PROBLEM DESCRIPTION -> Leave out any picture and return the remaining listing below exactly as given.

SOURCE MATERIAL ->
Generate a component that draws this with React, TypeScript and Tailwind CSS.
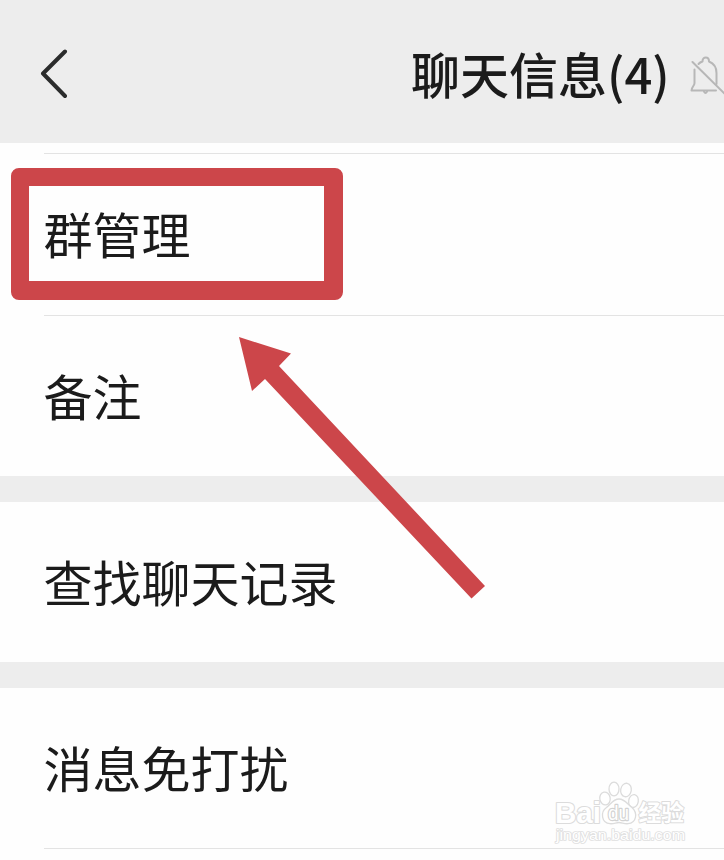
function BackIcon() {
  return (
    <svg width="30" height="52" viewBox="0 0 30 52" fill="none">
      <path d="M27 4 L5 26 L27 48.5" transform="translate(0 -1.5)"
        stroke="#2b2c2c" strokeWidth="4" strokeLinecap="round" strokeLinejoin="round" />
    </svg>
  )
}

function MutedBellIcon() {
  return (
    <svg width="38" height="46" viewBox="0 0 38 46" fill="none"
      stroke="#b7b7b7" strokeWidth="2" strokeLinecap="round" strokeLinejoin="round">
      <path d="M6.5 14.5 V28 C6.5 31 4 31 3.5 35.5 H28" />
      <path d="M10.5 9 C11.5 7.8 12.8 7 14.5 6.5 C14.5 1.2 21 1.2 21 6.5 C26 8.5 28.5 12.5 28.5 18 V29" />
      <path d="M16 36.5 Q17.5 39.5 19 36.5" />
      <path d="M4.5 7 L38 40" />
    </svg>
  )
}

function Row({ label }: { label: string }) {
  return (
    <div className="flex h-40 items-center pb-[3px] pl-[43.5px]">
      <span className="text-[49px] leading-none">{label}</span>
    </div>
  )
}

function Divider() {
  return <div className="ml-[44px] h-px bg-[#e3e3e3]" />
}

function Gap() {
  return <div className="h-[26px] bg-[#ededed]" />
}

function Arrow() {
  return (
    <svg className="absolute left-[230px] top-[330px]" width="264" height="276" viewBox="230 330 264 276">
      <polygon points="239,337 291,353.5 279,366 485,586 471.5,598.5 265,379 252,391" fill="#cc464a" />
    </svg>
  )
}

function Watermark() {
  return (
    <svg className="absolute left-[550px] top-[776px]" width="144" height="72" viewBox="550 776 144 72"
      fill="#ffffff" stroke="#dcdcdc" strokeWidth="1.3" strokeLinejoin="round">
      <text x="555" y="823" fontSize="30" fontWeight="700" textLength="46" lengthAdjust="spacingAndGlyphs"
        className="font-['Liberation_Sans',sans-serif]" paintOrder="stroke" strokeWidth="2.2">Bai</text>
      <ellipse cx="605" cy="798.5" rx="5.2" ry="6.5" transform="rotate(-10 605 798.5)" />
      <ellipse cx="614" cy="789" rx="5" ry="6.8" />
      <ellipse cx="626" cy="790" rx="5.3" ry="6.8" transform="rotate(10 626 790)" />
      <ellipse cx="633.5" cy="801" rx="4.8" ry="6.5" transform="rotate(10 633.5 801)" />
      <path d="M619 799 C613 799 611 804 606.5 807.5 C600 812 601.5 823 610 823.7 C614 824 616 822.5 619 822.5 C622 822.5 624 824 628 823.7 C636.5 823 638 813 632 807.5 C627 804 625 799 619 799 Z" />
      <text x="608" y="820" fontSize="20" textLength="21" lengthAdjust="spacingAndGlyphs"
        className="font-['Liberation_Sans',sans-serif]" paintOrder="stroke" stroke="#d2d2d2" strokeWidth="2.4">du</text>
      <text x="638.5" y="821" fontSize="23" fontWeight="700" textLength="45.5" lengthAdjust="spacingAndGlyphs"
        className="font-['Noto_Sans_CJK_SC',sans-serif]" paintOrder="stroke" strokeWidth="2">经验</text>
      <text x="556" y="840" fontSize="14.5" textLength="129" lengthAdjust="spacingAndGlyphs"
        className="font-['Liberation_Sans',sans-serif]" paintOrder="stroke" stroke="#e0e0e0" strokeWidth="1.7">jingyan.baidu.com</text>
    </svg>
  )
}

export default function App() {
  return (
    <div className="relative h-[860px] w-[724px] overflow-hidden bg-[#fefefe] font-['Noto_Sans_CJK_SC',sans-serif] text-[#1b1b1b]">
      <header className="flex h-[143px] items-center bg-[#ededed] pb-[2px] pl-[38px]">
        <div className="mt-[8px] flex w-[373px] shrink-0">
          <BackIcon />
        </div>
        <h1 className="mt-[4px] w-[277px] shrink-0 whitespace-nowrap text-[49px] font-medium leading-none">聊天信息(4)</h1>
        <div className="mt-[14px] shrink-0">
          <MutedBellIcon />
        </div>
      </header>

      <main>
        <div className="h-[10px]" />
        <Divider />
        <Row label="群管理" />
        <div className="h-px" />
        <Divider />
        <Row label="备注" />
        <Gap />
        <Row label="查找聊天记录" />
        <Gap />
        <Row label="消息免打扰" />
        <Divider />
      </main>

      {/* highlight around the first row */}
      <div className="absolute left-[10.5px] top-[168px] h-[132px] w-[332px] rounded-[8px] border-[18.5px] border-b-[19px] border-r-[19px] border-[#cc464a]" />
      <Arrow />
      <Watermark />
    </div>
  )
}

EXERCISE OUTPUT ->
Generate a component that draws this with React, TypeScript and Tailwind CSS.
function BackIcon() {
  return (
    <svg width="30" height="52" viewBox="0 0 30 52" fill="none">
      <path d="M27 4 L5 26 L27 48.5" transform="translate(0 -1.5)"
        stroke="#2b2c2c" strokeWidth="4" strokeLinecap="round" strokeLinejoin="round" />
    </svg>
  )
}

function MutedBellIcon() {
  return (
    <svg width="38" height="46" viewBox="0 0 38 46" fill="none"
      stroke="#b7b7b7" strokeWidth="2" strokeLinecap="round" strokeLinejoin="round">
      <path d="M6.5 14.5 V28 C6.5 31 4 31 3.5 35.5 H28" />
      <path d="M10.5 9 C11.5 7.8 12.8 7 14.5 6.5 C14.5 1.2 21 1.2 21 6.5 C26 8.5 28.5 12.5 28.5 18 V29" />
      <path d="M16 36.5 Q17.5 39.5 19 36.5" />
      <path d="M4.5 7 L38 40" />
    </svg>
  )
}

function Row({ label }: { label: string }) {
  return (
    <div className="flex h-40 items-center pb-[3px] pl-[43.5px]">
      <span className="text-[49px] leading-none">{label}</span>
    </div>
  )
}

function Divider() {
  return <div className="ml-[44px] h-px bg-[#e3e3e3]" />
}

function Gap() {
  return <div className="h-[26px] bg-[#ededed]" />
}

function Arrow() {
  return (
    <svg className="absolute left-[230px] top-[330px]" width="264" height="276" viewBox="230 330 264 276">
      <polygon points="239,337 291,353.5 279,366 485,586 471.5,598.5 265,379 252,391" fill="#cc464a" />
    </svg>
  )
}

function Watermark() {
  return (
    <svg className="absolute left-[550px] top-[776px]" width="144" height="72" viewBox="550 776 144 72"
      fill="#ffffff" stroke="#dcdcdc" strokeWidth="1.3" strokeLinejoin="round">
      <text x="555" y="823" fontSize="30" fontWeight="700" textLength="46" lengthAdjust="spacingAndGlyphs"
        className="font-['Liberation_Sans',sans-serif]" paintOrder="stroke" strokeWidth="2.2">Bai</text>
      <ellipse cx="605" cy="798.5" rx="5.2" ry="6.5" transform="rotate(-10 605 798.5)" />
      <ellipse cx="614" cy="789" rx="5" ry="6.8" />
      <ellipse cx="626" cy="790" rx="5.3" ry="6.8" transform="rotate(10 626 790)" />
      <ellipse cx="633.5" cy="801" rx="4.8" ry="6.5" transform="rotate(10 633.5 801)" />
      <path d="M619 799 C613 799 611 804 606.5 807.5 C600 812 601.5 823 610 823.7 C614 824 616 822.5 619 822.5 C622 822.5 624 824 628 823.7 C636.5 823 638 813 632 807.5 C627 804 625 799 619 799 Z" />
      <text x="608" y="820" fontSize="20" textLength="21" lengthAdjust="spacingAndGlyphs"
        className="font-['Liberation_Sans',sans-serif]" paintOrder="stroke" stroke="#d2d2d2" strokeWidth="2.4">du</text>
      <text x="638.5" y="821" fontSize="23" fontWeight="700" textLength="45.5" lengthAdjust="spacingAndGlyphs"
        className="font-['Noto_Sans_CJK_SC',sans-serif]" paintOrder="stroke" strokeWidth="2">经验</text>
      <text x="556" y="840" fontSize="14.5" textLength="129" lengthAdjust="spacingAndGlyphs"
        className="font-['Liberation_Sans',sans-serif]" paintOrder="stroke" stroke="#e0e0e0" strokeWidth="1.7">jingyan.baidu.com</text>
    </svg>
  )
}

export default function App() {
  return (
    <div className="relative h-[860px] w-[724px] overflow-hidden bg-[#fefefe] font-['Noto_Sans_CJK_SC',sans-serif] text-[#1b1b1b]">
      <header className="flex h-[143px] items-center bg-[#ededed] pb-[2px] pl-[38px]">
        <div className="mt-[8px] flex w-[373px] shrink-0">
          <BackIcon />
        </div>
        <h1 className="mt-[4px] w-[277px] shrink-0 whitespace-nowrap text-[49px] font-medium leading-none">聊天信息(4)</h1>
        <div className="mt-[14px] shrink-0">
          <MutedBellIcon />
        </div>
      </header>

      <main>
        <div className="h-[10px]" />
        <Divider />
        <Row label="群管理" />
        <div className="h-px" />
        <Divider />
        <Row label="备注" />
        <Gap />
        <Row label="查找聊天记录" />
        <Gap />
        <Row label="消息免打扰" />
        <Divider />
      </main>

      {/* highlight around the first row */}
      <div className="absolute left-[10.5px] top-[168px] h-[132px] w-[332px] rounded-[8px] border-[18.5px] border-b-[19px] border-r-[19px] border-[#cc464a]" />
      <Arrow />
      <Watermark />
    </div>
  )
}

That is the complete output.